6.11.07
de símbolos y señales
Arriba, los amuletos de crucero en la ciudad de México; abajo, crucero en Tokio
A veces hay que dedicar esta columna a pequeñeces –a cosas acaso sin gran importancia vistas de manera individual, suelta, pero que en conjunto pavimentan el camino hacia una posible gran arquitectura o, en su caso, lo que no es menos, hacia una simple vida civilizada en la ciudad. A veces hay que hablar, digamos, de los incomprensibles círculos de diámetros variables, pintados en rojo y como decorados con estoperoles que alguno en la Secretaría de Transporte y Vialidad capitalina ha hecho aparecer en cuanto crucero peligroso ha podido. Los círculos, como modestos sucesores del neolítico de Stonehenge –aunque no muy distantes en espíritu, ya veremos–, advierten a conductores y peatones del riesgo que corre su vida al cruzar esas calles. Mínimos mandalas, el plan que implican no se revela a cualquiera a simple vista; los legos sólo sabemos que algún iluminado de escritorio sabe del peligro que acecha sobre nosotros y nos envía, gentil, un mensaje al respecto –menos difícil de entender y menos complejo geométricamente que aquellos otros círculos misteriosamente aparecidos en los campos de trigo ingleses, no dejan, sin embargo, de ser enigmáticos.
Un amigo me hacía notar la diferencia entre los mapas a la salida de las estaciones del metro de esta ciudad y los que se encuentran en otras, París, por ejemplo. Los franceses son planos detallados del barrio; no sólo se muestran las calles sino también los edificios –planos catastrales, de hecho– indicando aquellos públicos o de interés: museos, escuelas, hospitales, etc. Cada salida de la estación está dibujada en el lugar en que se encuentra y marcada con un número. En la estación las salidas se anuncian con su número correspondiente y las calles a las que salen. Al salir, lo más probable es que usted encuentre otro plano general del barrio o de la ciudad. Los planos de estación en la ciudad de México son, por decirlo decentemente, menos específicos: con la misma o menor información que lo que dice la Guía Roji en cien veces menos superficie, la estación y sus salidas se reducen a una simbólica flecha subtitulada usted está aquí.
El problema con los círculos rojos de los cruceros es similar: no dicen nada, sólo indican de manera simbólica –por si a alguno lo ignorase– que ahí hay peligro. Algún alto funcionario del gobierno capitalino podría –además de admirar las playas artificiales o las pistas de hielo decembrinas de otras ciudades– poner atención en sus viajes o, incluso los mandos medios podrían hacer el ejercicio de estudiar en Google Earth qué se hace con un crucero peligroso.

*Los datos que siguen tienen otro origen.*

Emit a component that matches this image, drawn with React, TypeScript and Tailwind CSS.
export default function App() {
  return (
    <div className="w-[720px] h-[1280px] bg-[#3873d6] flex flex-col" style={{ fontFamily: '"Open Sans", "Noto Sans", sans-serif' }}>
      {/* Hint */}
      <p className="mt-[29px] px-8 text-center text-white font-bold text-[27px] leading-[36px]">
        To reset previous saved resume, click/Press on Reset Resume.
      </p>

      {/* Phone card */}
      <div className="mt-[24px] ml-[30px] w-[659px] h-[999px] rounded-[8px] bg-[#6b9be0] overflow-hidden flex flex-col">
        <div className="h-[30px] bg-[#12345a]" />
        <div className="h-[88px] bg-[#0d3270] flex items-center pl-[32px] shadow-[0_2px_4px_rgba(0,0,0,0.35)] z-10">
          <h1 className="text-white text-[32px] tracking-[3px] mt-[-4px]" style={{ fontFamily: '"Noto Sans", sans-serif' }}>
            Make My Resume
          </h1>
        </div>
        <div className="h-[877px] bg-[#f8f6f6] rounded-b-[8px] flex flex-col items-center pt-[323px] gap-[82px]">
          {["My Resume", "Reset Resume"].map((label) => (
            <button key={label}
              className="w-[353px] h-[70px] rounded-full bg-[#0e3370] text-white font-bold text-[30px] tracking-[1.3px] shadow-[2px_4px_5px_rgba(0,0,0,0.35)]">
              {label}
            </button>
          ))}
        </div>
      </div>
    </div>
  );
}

Como con los mapas del metro parisino, las líneas pintadas en el suelo en Londres o en Tokio, no son admoniciones simbólicas sino sistemas informativos que delimitan acciones y sus zonas respectivas: qué carriles son para dar vuelta, dónde hay que hacer alto total, dónde hay paso peatonal y cuáles son áreas neutrales que organizan el tráfico de autos y personas. Dicho de otro modo –quizás más comprensible para un burócrata– esas señales pretenden solucionar los problemas, no sólo indicarlos.

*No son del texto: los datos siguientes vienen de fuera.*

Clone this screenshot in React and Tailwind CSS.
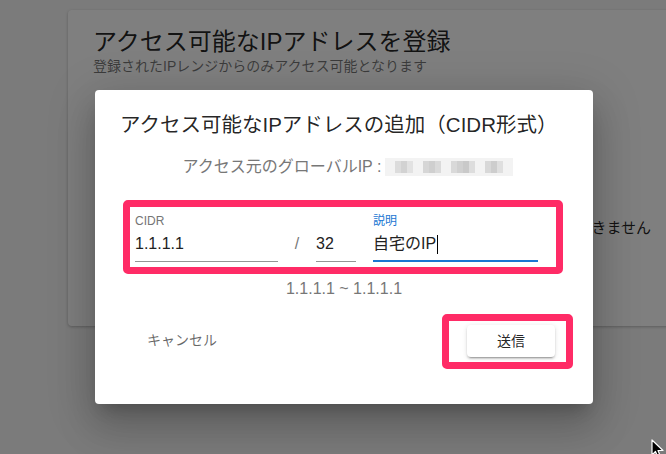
import React from "react";

const FONT = { fontFamily: '"Liberation Sans", "Noto Sans CJK JP", sans-serif' };

function Mosaic() {
  const groups = [
    ["#dcdcdc", "#d2d2d2", "#e2e2e2"],
    ["#d6d6d6", "#cfcfcf", "#dadada"],
    ["#d9d9d9", "#d0d0d0", "#c9c9c9", "#dddddd"],
    ["#d8d8d8", "#cdcdcd", "#dfdfdf"],
  ];
  return (
    <div className="flex h-[18px] items-stretch bg-[#f3f3f3] px-[10px] gap-[10px]">
      {groups.map((g, i) => (
        <div key={i} className="flex items-stretch py-[3px]">
          {g.map((c, j) => (
            <div key={j} className="w-[6px]" style={{ backgroundColor: c }} />
          ))}
        </div>
      ))}
    </div>
  );
}

export default function App() {
  return (
    <div
      className="relative w-[666px] h-[454px] overflow-hidden bg-[#f6f6f6]"
      style={FONT}
    >
      {/* background card */}
      <div className="ml-[68px] mt-[10px] w-[620px] h-[316px] bg-white rounded-[4px] shadow-[0_1px_3px_rgba(0,0,0,0.25)] pl-[25px] pt-[17px]">
        <div className="text-[24px] leading-[30px] text-black/[0.87]">
          アクセス可能なIPアドレスを登録
        </div>
        <div className="text-[14px] leading-[20px] text-black/[0.54] mt-[-1px]">
          登録されたIPレンジからのみアクセス可能となります
        </div>
        <div className="flex justify-end pr-[37px] mt-[142px] text-[15px] leading-[20px] text-black/[0.87]">
          アクセスできません
        </div>
      </div>

      {/* overlay */}
      <div className="absolute inset-0 bg-black/50" />

      {/* dialog */}
      <div className="absolute left-[95px] top-[90px] w-[498px] h-[314px] bg-white rounded-[4px] shadow-[0_11px_15px_-7px_rgba(0,0,0,0.2),0_24px_38px_3px_rgba(0,0,0,0.14),0_9px_46px_8px_rgba(0,0,0,0.12)] flex flex-col">
        <div className="pt-[19px] px-[25px] text-[20.5px] leading-[32px] text-black/[0.87] whitespace-nowrap">
          アクセス可能なIPアドレスの追加（CIDR形式）
        </div>

        <div className="mt-[14px] flex justify-center items-center h-[24px] text-[16px] text-[#777] pl-[8px]">
          <span>アクセス元のグローバルIP : </span>
          <span className="ml-[4px]">
            <Mosaic />
          </span>
        </div>

        {/* highlighted form */}
        <div className="mt-[21px] ml-[28px] w-[440px] border-[7px] border-[#ff2b66] rounded-[5px] pl-[5px] pt-[6px] pb-[5px] flex">
          <div className="w-[143px] flex flex-col">
            <div className="h-[16px] leading-[16px] text-[12px] text-[#757575]">CIDR</div>
            <div className="mt-[3px] h-[24px] leading-[24px] text-[16px] text-[#222]">1.1.1.1</div>
            <div className="h-[5px]" />
            <div className="h-[1px] bg-[#949494]" />
          </div>
          <div className="w-[38px] flex flex-col">
            <div className="h-[16px]" />
            <div className="mt-[3px] h-[24px] leading-[24px] text-[16px] text-[#777] text-center">/</div>
          </div>
          <div className="w-[40px] flex flex-col">
            <div className="h-[16px]" />
            <div className="mt-[3px] h-[24px] leading-[24px] text-[16px] text-[#222]">32</div>
            <div className="h-[5px]" />
            <div className="h-[1px] bg-[#949494]" />
          </div>
          <div className="w-[17px]" />
          <div className="w-[165px] flex flex-col">
            <div className="h-[16px] leading-[16px] text-[12px] text-[#1976d2]">説明</div>
            <div className="mt-[3px] h-[24px] leading-[24px] text-[16px] text-[#222] flex items-center">
              <span>自宅のIP</span>
              <span className="ml-[1px] w-[1px] h-[19px] bg-black" />
            </div>
            <div className="h-[4px]" />
            <div className="h-[2px] bg-[#1976d2]" />
          </div>
        </div>

        <div className="mt-[5px] h-[20px] leading-[20px] text-center text-[16px] text-[#777]">
          1.1.1.1 ~ 1.1.1.1
        </div>

        {/* actions */}
        <div className="mt-[15px] flex items-center justify-between pl-[52px] pr-[20px]">
          <span className="text-[14px] text-black/[0.6] mt-[-2px]">キャンセル</span>
          <div className="border-[7px] border-[#ff2b66] rounded-[5px] pl-[18px] pr-[11px] pt-[4px] pb-[5px]">
            <div className="w-[88px] h-[32px] rounded-[4px] bg-white flex items-center justify-center text-[14px] text-black/[0.87] shadow-[0_3px_1px_-2px_rgba(0,0,0,0.2),0_2px_2px_0_rgba(0,0,0,0.14),0_1px_5px_0_rgba(0,0,0,0.12)]">
              送信
            </div>
          </div>
        </div>
      </div>

      {/* mouse cursor */}
      <svg
        className="absolute left-[651px] top-[439px]"
        width="14"
        height="20"
        viewBox="0 0 14 20"
      >
        <path
          d="M1 1 L1 16 L4.5 12.5 L7 18.5 L9.5 17.5 L7 11.5 L12 11.5 Z"
          fill="#000"
          stroke="#fff"
          strokeWidth="1.2"
          strokeLinejoin="round"
        />
      </svg>
    </div>
  );
}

No tengo aquí el espacio, ni los elementos y mucho menos las capacidades de intentar, a partir de lo antes mencionado, una sicología del mexicano –descreo incluso de la posibilidad y de la utilidad de tal afán. Pero pienso que esos dos casos –los círculos rojos y los mapas del metro– apuntan sesgadamente a una manera de entender la realidad y los modos de operar en ella propia de los mexicanos. Cuando se dice que somos guadalupanos más que en referencia a un credo particular es en relación a una creencia en lo simbólico y sus poderes con efectos en muchos ámbitos, incluyendo el político –nuestra confianza en el presidencialismo, en los caudillos mesiánicos, en la posibilidad de mejorar el tránsito entero en la ciudad con un paso a desnivel de seis kilómetros. Ese simbolismo es patente hasta en nuestro humor. Véase la ausencia en la televisión mexicana de comedias de situación como las gringas, frente al exceso de programas donde el mismo chiste de doble sentido codificado –el albur– se repite, indiferente del contexto, una y otra vez. Acaso sea mi débil sentido de pertenencia e identidad, o mi escepticismo e incredulidad ante las potencias de otros mundos, pero a mi esos amuletos rojos con cuentas plateadas recién dibujados en las calles del DF me parecen poco menos que inservibles.